*To do*.
Each line in the entries below that holds the string "Tailwind" is to be listed.

*Provided data*.
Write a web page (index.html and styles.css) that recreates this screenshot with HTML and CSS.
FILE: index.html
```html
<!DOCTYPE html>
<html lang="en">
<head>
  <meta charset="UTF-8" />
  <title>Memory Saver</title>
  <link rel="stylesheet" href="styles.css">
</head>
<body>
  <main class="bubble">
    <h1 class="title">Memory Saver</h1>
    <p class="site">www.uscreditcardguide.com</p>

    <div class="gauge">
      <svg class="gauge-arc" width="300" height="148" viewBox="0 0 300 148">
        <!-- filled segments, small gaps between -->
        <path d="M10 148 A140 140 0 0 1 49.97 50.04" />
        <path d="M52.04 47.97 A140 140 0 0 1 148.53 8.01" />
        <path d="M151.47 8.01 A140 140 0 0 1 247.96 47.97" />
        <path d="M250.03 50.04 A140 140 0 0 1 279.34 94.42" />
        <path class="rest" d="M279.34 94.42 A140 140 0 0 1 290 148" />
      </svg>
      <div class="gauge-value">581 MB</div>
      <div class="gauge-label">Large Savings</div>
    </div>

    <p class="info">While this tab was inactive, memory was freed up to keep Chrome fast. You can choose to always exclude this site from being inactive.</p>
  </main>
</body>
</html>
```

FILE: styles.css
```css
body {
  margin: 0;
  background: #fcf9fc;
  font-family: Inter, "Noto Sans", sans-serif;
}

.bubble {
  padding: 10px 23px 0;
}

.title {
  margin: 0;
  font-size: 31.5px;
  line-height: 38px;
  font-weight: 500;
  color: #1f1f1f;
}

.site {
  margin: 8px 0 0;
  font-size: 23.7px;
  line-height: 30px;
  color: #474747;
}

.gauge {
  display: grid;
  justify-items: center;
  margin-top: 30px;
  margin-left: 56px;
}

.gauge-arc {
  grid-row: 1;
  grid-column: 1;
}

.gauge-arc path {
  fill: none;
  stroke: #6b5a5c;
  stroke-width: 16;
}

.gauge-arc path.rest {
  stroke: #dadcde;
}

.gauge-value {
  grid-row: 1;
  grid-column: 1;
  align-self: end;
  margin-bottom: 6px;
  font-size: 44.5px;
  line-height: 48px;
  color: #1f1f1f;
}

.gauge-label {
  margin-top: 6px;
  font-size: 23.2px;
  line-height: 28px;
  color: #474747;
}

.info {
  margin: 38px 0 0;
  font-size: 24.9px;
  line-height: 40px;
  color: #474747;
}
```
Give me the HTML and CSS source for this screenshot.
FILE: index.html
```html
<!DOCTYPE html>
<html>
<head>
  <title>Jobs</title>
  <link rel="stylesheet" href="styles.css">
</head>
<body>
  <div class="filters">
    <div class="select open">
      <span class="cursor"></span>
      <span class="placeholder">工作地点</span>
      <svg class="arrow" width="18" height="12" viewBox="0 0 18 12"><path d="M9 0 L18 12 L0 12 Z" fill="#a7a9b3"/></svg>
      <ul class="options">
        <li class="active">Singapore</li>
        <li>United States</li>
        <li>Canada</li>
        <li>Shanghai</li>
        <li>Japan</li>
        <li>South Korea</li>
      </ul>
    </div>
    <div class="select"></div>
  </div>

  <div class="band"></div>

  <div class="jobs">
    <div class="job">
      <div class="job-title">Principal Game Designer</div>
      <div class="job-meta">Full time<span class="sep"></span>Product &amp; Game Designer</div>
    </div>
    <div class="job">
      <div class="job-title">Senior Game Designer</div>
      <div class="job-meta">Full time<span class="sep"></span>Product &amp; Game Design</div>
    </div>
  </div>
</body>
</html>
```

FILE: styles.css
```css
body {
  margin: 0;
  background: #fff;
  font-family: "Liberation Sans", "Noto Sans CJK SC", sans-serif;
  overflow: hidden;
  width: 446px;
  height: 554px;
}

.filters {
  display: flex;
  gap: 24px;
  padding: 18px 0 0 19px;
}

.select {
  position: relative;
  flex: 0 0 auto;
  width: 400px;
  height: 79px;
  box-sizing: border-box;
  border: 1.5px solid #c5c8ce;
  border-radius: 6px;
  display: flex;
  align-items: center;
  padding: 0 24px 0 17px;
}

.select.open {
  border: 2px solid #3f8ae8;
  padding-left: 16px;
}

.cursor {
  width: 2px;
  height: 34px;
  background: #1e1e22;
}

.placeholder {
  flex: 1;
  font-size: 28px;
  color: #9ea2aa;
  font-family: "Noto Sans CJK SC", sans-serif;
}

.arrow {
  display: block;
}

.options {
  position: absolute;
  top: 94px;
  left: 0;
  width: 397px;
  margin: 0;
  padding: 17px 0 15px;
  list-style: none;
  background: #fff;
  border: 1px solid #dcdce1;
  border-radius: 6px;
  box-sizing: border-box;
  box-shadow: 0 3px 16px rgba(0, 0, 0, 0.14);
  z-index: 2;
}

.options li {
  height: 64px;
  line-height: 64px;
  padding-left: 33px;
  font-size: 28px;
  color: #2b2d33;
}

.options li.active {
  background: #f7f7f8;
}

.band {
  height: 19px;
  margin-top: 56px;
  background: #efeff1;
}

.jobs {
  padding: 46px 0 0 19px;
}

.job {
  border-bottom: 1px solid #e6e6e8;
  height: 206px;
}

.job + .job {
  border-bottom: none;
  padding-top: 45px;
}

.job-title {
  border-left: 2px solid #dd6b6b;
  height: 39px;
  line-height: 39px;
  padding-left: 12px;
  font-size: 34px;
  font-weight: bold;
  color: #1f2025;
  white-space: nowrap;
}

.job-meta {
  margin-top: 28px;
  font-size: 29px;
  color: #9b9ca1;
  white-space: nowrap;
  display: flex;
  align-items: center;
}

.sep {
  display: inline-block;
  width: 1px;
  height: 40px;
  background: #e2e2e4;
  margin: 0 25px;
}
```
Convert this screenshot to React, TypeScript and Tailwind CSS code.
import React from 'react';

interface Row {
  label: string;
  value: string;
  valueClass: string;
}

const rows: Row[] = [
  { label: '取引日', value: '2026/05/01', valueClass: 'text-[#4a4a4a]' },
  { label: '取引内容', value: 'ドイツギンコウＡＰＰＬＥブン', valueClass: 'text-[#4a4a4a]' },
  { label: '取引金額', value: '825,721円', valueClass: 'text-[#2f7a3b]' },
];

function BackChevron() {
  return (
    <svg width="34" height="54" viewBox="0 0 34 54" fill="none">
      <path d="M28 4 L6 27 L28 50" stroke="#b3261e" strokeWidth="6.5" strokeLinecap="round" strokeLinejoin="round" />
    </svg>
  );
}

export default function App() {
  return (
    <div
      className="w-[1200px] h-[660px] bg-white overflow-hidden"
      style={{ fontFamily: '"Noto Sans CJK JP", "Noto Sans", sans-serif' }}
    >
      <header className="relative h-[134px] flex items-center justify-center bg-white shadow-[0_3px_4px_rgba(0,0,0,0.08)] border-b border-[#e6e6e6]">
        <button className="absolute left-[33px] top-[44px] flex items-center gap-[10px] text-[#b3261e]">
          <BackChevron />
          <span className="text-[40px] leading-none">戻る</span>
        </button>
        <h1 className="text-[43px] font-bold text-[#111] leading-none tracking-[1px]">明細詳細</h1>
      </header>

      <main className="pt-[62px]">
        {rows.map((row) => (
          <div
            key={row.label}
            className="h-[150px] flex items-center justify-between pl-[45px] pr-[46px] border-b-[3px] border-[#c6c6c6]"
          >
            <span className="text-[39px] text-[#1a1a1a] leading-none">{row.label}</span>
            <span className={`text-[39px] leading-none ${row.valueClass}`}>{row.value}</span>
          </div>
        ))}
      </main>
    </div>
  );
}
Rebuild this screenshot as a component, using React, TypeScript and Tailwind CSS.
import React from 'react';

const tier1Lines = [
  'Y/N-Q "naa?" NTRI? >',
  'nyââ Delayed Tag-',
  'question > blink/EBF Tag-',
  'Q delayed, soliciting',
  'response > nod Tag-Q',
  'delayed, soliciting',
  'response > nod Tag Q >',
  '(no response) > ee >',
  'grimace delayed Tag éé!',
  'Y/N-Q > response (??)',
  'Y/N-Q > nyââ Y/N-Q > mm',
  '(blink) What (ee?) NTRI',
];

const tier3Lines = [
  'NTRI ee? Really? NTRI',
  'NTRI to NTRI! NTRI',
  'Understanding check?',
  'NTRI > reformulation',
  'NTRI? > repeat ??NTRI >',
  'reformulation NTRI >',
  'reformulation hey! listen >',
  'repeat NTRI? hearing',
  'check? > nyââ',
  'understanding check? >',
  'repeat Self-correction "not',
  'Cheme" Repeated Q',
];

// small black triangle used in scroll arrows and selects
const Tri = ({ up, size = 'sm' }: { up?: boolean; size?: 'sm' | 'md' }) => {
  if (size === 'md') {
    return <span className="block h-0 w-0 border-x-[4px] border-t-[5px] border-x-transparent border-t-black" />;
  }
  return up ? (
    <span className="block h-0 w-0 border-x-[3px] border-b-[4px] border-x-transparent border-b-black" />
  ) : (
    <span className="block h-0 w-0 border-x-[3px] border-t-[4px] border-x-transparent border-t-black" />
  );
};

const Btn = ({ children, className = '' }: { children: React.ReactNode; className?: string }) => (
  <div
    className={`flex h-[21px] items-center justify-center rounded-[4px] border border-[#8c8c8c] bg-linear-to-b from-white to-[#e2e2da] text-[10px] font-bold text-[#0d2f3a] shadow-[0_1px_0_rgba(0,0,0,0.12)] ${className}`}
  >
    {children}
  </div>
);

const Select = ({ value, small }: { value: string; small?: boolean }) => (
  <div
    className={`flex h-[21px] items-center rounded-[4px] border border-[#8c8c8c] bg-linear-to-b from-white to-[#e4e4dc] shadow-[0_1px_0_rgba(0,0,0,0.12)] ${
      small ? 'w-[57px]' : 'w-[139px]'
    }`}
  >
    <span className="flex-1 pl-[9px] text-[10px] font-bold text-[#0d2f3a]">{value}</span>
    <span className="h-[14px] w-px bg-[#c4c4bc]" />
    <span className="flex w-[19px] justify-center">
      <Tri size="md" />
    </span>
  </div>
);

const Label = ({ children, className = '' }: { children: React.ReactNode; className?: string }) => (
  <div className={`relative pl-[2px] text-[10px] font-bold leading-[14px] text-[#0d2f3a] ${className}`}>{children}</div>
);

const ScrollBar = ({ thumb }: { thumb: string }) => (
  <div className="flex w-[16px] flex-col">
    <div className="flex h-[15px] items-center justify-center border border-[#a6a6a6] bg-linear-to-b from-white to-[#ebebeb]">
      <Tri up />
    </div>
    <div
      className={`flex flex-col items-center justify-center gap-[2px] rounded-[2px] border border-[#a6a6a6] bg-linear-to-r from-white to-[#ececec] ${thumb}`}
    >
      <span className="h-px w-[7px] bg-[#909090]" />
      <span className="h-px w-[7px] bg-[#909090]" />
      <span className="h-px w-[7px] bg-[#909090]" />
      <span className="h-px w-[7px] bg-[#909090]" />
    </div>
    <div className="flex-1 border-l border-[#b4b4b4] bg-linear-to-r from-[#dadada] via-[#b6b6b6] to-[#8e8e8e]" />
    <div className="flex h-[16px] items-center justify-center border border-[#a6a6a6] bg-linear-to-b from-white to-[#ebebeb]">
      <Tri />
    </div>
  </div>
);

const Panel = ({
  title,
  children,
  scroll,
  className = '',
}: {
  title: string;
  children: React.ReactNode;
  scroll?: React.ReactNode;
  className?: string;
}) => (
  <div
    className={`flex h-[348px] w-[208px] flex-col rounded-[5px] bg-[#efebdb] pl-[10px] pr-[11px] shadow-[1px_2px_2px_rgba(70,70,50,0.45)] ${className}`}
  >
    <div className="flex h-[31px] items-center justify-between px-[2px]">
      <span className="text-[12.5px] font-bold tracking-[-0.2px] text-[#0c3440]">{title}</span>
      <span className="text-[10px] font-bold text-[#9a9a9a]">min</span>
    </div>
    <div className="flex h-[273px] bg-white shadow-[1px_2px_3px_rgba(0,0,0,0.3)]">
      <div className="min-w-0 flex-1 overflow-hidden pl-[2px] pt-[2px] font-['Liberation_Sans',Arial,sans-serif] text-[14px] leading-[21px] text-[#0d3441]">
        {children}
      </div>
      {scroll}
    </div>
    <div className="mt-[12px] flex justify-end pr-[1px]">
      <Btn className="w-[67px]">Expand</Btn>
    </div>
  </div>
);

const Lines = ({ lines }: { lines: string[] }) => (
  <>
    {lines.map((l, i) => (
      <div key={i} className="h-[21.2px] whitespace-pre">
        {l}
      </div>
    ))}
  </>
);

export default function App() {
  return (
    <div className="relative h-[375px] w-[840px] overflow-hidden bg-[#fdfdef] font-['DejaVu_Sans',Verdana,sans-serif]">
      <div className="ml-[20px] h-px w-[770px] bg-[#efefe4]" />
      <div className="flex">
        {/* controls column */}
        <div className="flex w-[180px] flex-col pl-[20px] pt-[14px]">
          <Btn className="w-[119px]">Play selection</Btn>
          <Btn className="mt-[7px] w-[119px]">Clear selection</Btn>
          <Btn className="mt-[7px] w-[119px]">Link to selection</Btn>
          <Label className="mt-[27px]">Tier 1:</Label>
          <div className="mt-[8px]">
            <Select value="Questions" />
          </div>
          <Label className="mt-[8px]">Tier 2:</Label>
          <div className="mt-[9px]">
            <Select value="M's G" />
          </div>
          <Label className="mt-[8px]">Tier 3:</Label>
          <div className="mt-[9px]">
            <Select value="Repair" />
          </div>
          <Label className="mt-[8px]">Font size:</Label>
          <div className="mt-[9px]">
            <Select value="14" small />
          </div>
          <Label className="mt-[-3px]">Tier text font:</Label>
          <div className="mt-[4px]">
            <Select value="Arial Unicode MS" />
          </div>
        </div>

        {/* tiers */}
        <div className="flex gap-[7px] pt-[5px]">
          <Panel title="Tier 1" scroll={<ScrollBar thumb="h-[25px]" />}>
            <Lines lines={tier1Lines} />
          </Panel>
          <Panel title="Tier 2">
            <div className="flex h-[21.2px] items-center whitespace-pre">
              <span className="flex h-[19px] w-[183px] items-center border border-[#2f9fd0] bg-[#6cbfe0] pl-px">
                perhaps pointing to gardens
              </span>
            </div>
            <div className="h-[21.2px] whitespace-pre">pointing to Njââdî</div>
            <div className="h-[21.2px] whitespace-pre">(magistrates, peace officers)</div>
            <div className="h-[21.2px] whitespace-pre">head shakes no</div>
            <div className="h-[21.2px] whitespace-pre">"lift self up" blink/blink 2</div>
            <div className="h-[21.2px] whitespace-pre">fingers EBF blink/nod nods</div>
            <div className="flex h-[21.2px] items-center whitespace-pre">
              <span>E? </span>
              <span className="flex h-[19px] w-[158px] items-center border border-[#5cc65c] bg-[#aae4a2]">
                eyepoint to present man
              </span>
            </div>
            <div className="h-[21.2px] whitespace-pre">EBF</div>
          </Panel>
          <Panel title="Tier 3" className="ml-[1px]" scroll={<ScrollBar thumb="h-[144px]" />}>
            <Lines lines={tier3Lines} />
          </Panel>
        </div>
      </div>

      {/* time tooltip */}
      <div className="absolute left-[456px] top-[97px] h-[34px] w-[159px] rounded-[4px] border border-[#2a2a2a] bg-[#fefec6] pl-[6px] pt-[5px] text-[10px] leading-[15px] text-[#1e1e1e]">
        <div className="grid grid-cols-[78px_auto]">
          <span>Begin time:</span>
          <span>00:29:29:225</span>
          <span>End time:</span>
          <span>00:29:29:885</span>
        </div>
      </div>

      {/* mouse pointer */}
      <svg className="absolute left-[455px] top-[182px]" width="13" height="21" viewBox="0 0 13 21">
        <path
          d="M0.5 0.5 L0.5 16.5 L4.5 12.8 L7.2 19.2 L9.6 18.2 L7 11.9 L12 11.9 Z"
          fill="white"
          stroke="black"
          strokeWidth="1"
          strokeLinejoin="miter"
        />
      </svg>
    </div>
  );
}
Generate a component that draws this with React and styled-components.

*Answer for the task*.
Convert this screenshot to React, TypeScript and Tailwind CSS code.
Rebuild this screenshot as a component, using React, TypeScript and Tailwind CSS.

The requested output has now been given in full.